Are we hard-wired to compete for scarce resources?
Darwinism states that “evolution is the natural selection of small, inherited variations that increase the individual’s ability to compete, survive, and reproduce”.
While this is a great insight, it has blinded us to another truth: Cooperation is often a much more efficient way to survive and thrive. And many animal species use this. They live in family groups or other loose societies.
Currently, there are 7.63 Billion people on Planet Earth. It is a big figure, but hard to imagine. David Attenborough recently shared that 98% of the body mass of mammals are made up of humans and their livestock. To me that makes it much more visible how much we have actually taken over as a species.
When species grow out of proportion to the resources they consume, they die.
We’ve got the benefit of somehow being able to grasp how this is happening to us. At the same time, the lives we live on the Sunshine Coast are so sheltered from the impacts of our growing global population, that it often does not seem relevant.
Paying bills, getting the children through school or going surfing is much more real.
If something triggers my awareness around our global challenges, it is often hard to take specific action. Or it asks our government to take action. Or corporations.

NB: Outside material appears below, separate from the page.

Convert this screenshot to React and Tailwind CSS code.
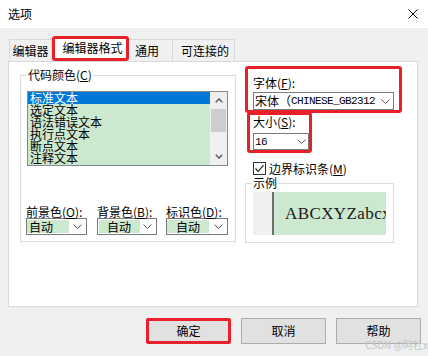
const Chevron = ({ className = "" }) => (
  <svg width="9" height="5" viewBox="0 0 9 5" className={className}>
    <polyline points="0.5,0.5 4.5,4.5 8.5,0.5" fill="none" stroke="#5a5a5a" strokeWidth="1" />
  </svg>
);

const ScrollArrow = ({ up }) => (
  <svg width="8" height="5" viewBox="0 0 8 5">
    <polyline
      points={up ? "0.8,4.2 4,1 7.2,4.2" : "0.8,0.8 4,4 7.2,0.8"}
      fill="none"
      stroke="#606060"
      strokeWidth="1.6"
    />
  </svg>
);

const Mono = ({ children }) => (
  <span className="font-['Liberation_Mono',monospace] text-[11px] tracking-[-0.6px]">{children}</span>
);

function ColorCol({ label, letter, wrap, greenCls }) {
  return (
    <div className={wrap}>
      <div className="leading-[13px] h-[13px] whitespace-nowrap">
        {label}(<span className="underline">{letter}</span>):
      </div>
      <div className="h-[17px] border border-[#7a7a7a] bg-white flex items-center py-[1px]">
        <div className={greenCls}>自动</div>
        <Chevron className="ml-auto mr-[4px]" />
      </div>
    </div>
  );
}

export default function App() {
  const items = ["标准文本", "选定文本", "语法错误文本", "执行点文本", "断点文本", "注释文本"];
  return (
    <div className="relative w-[428px] h-[356px] overflow-hidden bg-[#f0f0f0] font-['Noto_Sans_CJK_SC',sans-serif] text-[12px] leading-[14px] text-black">
      {/* Title bar */}
      <div className="h-[28px] bg-white flex items-center justify-between pl-[8px] pr-[10px]">
        <span>选项</span>
        <svg width="10" height="10" viewBox="0 0 10 10">
          <path d="M0.5 0.5L9.5 9.5M9.5 0.5L0.5 9.5" stroke="#000" strokeWidth="1" />
        </svg>
      </div>

      {/* Tabs */}
      <div className="mt-[8px] pl-[9px] h-[25px] flex items-end">
        <div className="w-[43px] h-[22px] border border-b-0 border-[#d9d9d9] bg-[#f0f0f0] flex items-center justify-center whitespace-nowrap pt-[1px]">
          编辑器
        </div>
        <div className="w-[77px] h-[25px] border-[3px] border-[#e8202a] rounded-[3px] bg-white flex items-center justify-center whitespace-nowrap pl-[4px] pb-[2px]">
          编辑器格式
        </div>
        <div className="w-[44px] h-[22px] border border-b-0 border-l-0 border-[#d9d9d9] bg-[#f0f0f0] flex items-center whitespace-nowrap pl-[6px] pt-[1px]">
          通用
        </div>
        <div className="w-[62px] h-[22px] border border-b-0 border-l-0 border-[#d9d9d9] bg-[#f0f0f0] flex items-center whitespace-nowrap pl-[8px] pt-[1px]">
          可连接的
        </div>
      </div>

      {/* Panel */}
      <div className="ml-[8px] w-[410px] h-[246px] bg-white border border-[#d9d9d9] flex items-start pl-[11px]">
        {/* Left group: 代码颜色 */}
        <div className="relative mt-[13px] w-[216px] h-[167px] border border-[#dcdcdc] pt-[15px] pl-[6px]">
          <div className="absolute left-[6px] -top-[8px] bg-white px-[1px] whitespace-nowrap">
            代码颜色(<span className="underline">C</span>)
          </div>
          <div className="w-[201px] h-[75px] border border-[#828790] flex">
            <div className="flex-1 bg-[#cce8cf] flex flex-col">
              {items.map((t, i) => (
                <div
                  key={t}
                  className={
                    i === 0
                      ? "h-[12px] leading-[12px] pl-[2px] whitespace-nowrap bg-[#0078d7] text-white"
                      : "h-[12px] leading-[12px] pl-[2px] whitespace-nowrap"
                  }
                >
                  {t}
                </div>
              ))}
            </div>
            <div className="w-[17px] bg-[#f0f0f0] flex flex-col items-center">
              <div className="h-[17px] flex items-center justify-center">
                <ScrollArrow up />
              </div>
              <div className="w-[15px] h-[23px] bg-[#cdcdcd]" />
              <div className="flex-1" />
              <div className="h-[17px] flex items-center justify-center">
                <ScrollArrow />
              </div>
            </div>
          </div>

          <div className="mt-[39px] -ml-[1px] flex">
            <ColorCol label="前景色" letter="O" wrap="w-[61px]" greenCls="w-[42px] h-full bg-[#cce8cf] pl-[2px] leading-[13px]" />
            <ColorCol label="背景色" letter="B" wrap="ml-[10px] w-[60px]" greenCls="w-[41px] h-full bg-[#cce8cf] pl-[8px] leading-[13px] ml-[1px]" />
            <ColorCol label="标识色" letter="D" wrap="ml-[9px] w-[62px]" greenCls="w-[42px] h-full bg-[#cce8cf] pl-[9px] leading-[13px]" />
          </div>
        </div>

        {/* Right column */}
        <div className="ml-[9px] mt-[4px] w-[157px] flex flex-col">
          <div className="h-[47px] border-[3px] border-[#e8202a] rounded-[3px] pl-[5px] pt-[7px] flex flex-col">
            <div className="h-[14px] leading-[14px] whitespace-nowrap">
              字体(<span className="underline">F</span>):
            </div>
            <div className="mt-[2px] w-[141px] h-[18px] border border-[#7a7a7a] bg-white flex items-center pl-[1px] whitespace-nowrap">
              <span>宋体（</span>
              <Mono>CHINESE_GB2312</Mono>
              <Chevron className="ml-auto mr-[3px]" />
            </div>
          </div>
          <div className="-mt-[1px] ml-[2px] w-[65px] h-[41px] border-[3px] border-[#e8202a] rounded-[3px] pl-[3px] flex flex-col">
            <div className="h-[14px] leading-[14px] whitespace-nowrap">
              大小(<span className="underline">S</span>):
            </div>
            <div className="mt-[4px] w-[56px] h-[17px] border border-[#7a7a7a] bg-white flex items-center pl-[1px]">
              <Mono>16</Mono>
              <Chevron className="ml-auto mr-[2px]" />
            </div>
          </div>
          <div className="mt-[9px] ml-[8px] h-[13px] flex items-center gap-[3px] whitespace-nowrap">
            <div className="w-[13px] h-[13px] border border-[#333333] bg-white flex items-center justify-center">
              <svg width="11" height="11" viewBox="0 0 11 11">
                <polyline points="1.5,5.5 4.2,8.3 9.5,2.2" fill="none" stroke="#222" strokeWidth="1.2" />
              </svg>
            </div>
            <span>
              边界标识条(<span className="underline">M</span>)
            </span>
          </div>
          <div className="relative mt-[8px] w-[149px] h-[60px] border border-[#dcdcdc] pl-[7px] pt-[8px]">
            <div className="absolute left-[6px] -top-[8px] bg-white px-[1px]">示例</div>
            <div className="w-[133px] h-[43px] flex overflow-hidden">
              <div className="w-[21px] bg-[#f0f0f0] border-r-2 border-[#6d6d6d]" />
              <div className="flex-1 bg-[#cce8cf] flex items-center pl-[11px] whitespace-nowrap overflow-hidden font-['Liberation_Serif',serif] text-[17px] tracking-[0.4px] text-[#1a1a1a]">
                ABCXYZabcxyz
              </div>
            </div>
          </div>
        </div>
      </div>

      {/* Buttons */}
      <div className="mt-[11px] pr-[7px] flex justify-end gap-[10px]">
        <div className="w-[85px] h-[26px] border-[3px] border-[#e8202a] rounded-[2px] bg-[#e1e1e1] flex items-center justify-center">
          确定
        </div>
        <div className="w-[85px] h-[26px] border border-[#adadad] bg-[#e1e1e1] flex items-center justify-center">
          取消
        </div>
        <div className="w-[85px] h-[26px] border border-[#adadad] bg-[#e1e1e1] flex items-center justify-center">
          帮助
        </div>
      </div>

      <div className="absolute right-[0px] bottom-[5px] text-[10px] leading-[12px] text-[#c4c4c4] whitespace-nowrap">
        CSDN @阿杜x
      </div>
    </div>
  );
}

At the core though, I believe that we can only survive as a species if we change our focus from competition to collaboration. And that we need to take small steps at the “edges” in our own “family” groups.
My goal has always been to offer simple solutions that not only have great communal impacts, but also rewards the individual taking the action (e.g. by lowering power bills).
Noosa Power is doing this with the solar project.
But there is a deeper level to it.
The goal is to package up all processes and tools we are building to make them available to other communities. In this blog, we’ll share our learnings along the way. We’ll lay bare our failures and successes.
Here is our current definition of what is required for effective collaboration:
- Personal relationships (trust)
- Agreements around roles (responsibilities and rights/rewards)
- Reliable accounting and distribution of rewards
I have been working on this project for the past 4 months (a lot of the ZEN volunteers have been at it much longer). My biggest takeaway: building trust takes time. And it cannot be replaced by technology. Technology can augment it and support it, but real world face to face contact is essential.
So if you have a project with positive community outcomes, pick up the phone and talk to others who are working towards similar goals and share your vision.